§ What you should do: Leave out the pictures, then reproduce the rest of the material exactly.

§ Data extract:
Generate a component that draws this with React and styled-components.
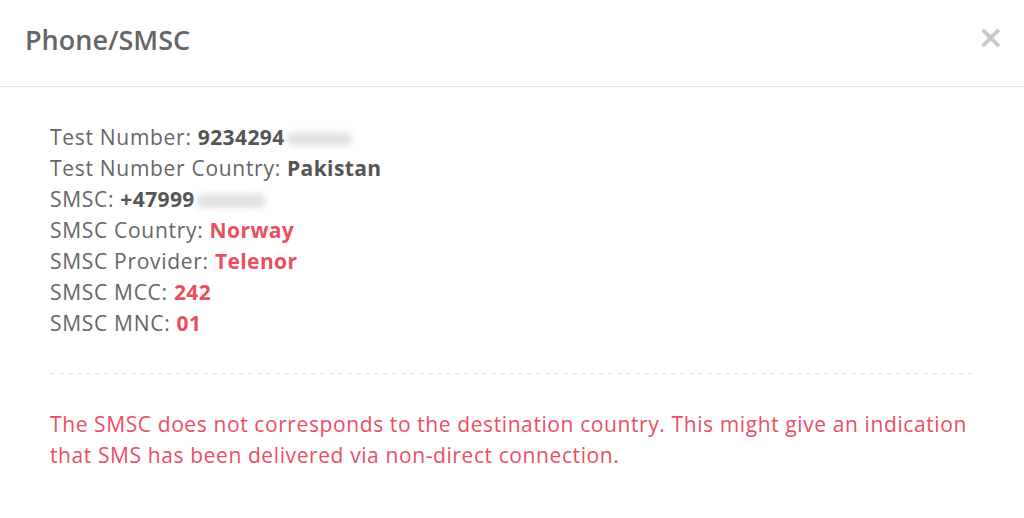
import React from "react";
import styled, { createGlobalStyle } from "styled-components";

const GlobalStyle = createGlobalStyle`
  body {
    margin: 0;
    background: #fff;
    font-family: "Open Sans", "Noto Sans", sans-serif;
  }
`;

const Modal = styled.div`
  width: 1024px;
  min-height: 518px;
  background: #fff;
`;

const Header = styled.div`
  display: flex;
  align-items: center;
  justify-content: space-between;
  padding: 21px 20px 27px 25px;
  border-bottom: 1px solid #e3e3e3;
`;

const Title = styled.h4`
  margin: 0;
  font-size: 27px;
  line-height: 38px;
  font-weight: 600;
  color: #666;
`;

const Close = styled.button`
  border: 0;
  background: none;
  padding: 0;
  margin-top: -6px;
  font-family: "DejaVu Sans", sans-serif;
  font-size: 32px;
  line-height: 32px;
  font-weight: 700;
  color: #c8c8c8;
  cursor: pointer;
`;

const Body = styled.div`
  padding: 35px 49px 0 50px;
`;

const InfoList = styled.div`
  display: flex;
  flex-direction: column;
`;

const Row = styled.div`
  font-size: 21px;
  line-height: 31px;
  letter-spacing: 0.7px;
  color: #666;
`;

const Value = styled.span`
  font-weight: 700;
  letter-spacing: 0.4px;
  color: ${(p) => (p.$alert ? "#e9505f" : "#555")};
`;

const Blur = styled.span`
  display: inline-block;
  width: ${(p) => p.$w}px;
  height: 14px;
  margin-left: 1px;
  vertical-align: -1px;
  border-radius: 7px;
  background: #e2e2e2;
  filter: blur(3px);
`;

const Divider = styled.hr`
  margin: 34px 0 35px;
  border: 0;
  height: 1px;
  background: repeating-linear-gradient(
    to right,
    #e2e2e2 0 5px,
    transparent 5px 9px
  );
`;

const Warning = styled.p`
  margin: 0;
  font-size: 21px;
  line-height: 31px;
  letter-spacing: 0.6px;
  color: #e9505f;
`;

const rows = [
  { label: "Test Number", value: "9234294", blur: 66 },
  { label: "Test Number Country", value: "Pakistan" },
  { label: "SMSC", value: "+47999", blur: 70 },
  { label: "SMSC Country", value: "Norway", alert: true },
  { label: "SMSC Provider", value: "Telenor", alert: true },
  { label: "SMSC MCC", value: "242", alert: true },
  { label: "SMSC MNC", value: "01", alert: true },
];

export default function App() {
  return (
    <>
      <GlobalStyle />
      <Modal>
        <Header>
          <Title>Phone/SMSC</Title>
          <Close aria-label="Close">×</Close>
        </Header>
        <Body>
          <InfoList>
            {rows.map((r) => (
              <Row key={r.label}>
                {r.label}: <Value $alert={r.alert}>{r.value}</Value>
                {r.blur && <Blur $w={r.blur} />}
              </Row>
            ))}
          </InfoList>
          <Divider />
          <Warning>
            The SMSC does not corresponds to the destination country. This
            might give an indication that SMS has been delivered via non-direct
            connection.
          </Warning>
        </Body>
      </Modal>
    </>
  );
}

§ Answer for this exercise:
Generate a component that draws this with React and styled-components.
import React from "react";
import styled, { createGlobalStyle } from "styled-components";

const GlobalStyle = createGlobalStyle`
  body {
    margin: 0;
    background: #fff;
    font-family: "Open Sans", "Noto Sans", sans-serif;
  }
`;

const Modal = styled.div`
  width: 1024px;
  min-height: 518px;
  background: #fff;
`;

const Header = styled.div`
  display: flex;
  align-items: center;
  justify-content: space-between;
  padding: 21px 20px 27px 25px;
  border-bottom: 1px solid #e3e3e3;
`;

const Title = styled.h4`
  margin: 0;
  font-size: 27px;
  line-height: 38px;
  font-weight: 600;
  color: #666;
`;

const Close = styled.button`
  border: 0;
  background: none;
  padding: 0;
  margin-top: -6px;
  font-family: "DejaVu Sans", sans-serif;
  font-size: 32px;
  line-height: 32px;
  font-weight: 700;
  color: #c8c8c8;
  cursor: pointer;
`;

const Body = styled.div`
  padding: 35px 49px 0 50px;
`;

const InfoList = styled.div`
  display: flex;
  flex-direction: column;
`;

const Row = styled.div`
  font-size: 21px;
  line-height: 31px;
  letter-spacing: 0.7px;
  color: #666;
`;

const Value = styled.span`
  font-weight: 700;
  letter-spacing: 0.4px;
  color: ${(p) => (p.$alert ? "#e9505f" : "#555")};
`;

const Blur = styled.span`
  display: inline-block;
  width: ${(p) => p.$w}px;
  height: 14px;
  margin-left: 1px;
  vertical-align: -1px;
  border-radius: 7px;
  background: #e2e2e2;
  filter: blur(3px);
`;

const Divider = styled.hr`
  margin: 34px 0 35px;
  border: 0;
  height: 1px;
  background: repeating-linear-gradient(
    to right,
    #e2e2e2 0 5px,
    transparent 5px 9px
  );
`;

const Warning = styled.p`
  margin: 0;
  font-size: 21px;
  line-height: 31px;
  letter-spacing: 0.6px;
  color: #e9505f;
`;

const rows = [
  { label: "Test Number", value: "9234294", blur: 66 },
  { label: "Test Number Country", value: "Pakistan" },
  { label: "SMSC", value: "+47999", blur: 70 },
  { label: "SMSC Country", value: "Norway", alert: true },
  { label: "SMSC Provider", value: "Telenor", alert: true },
  { label: "SMSC MCC", value: "242", alert: true },
  { label: "SMSC MNC", value: "01", alert: true },
];

export default function App() {
  return (
    <>
      <GlobalStyle />
      <Modal>
        <Header>
          <Title>Phone/SMSC</Title>
          <Close aria-label="Close">×</Close>
        </Header>
        <Body>
          <InfoList>
            {rows.map((r) => (
              <Row key={r.label}>
                {r.label}: <Value $alert={r.alert}>{r.value}</Value>
                {r.blur && <Blur $w={r.blur} />}
              </Row>
            ))}
          </InfoList>
          <Divider />
          <Warning>
            The SMSC does not corresponds to the destination country. This
            might give an indication that SMS has been delivered via non-direct
            connection.
          </Warning>
        </Body>
      </Modal>
    </>
  );
}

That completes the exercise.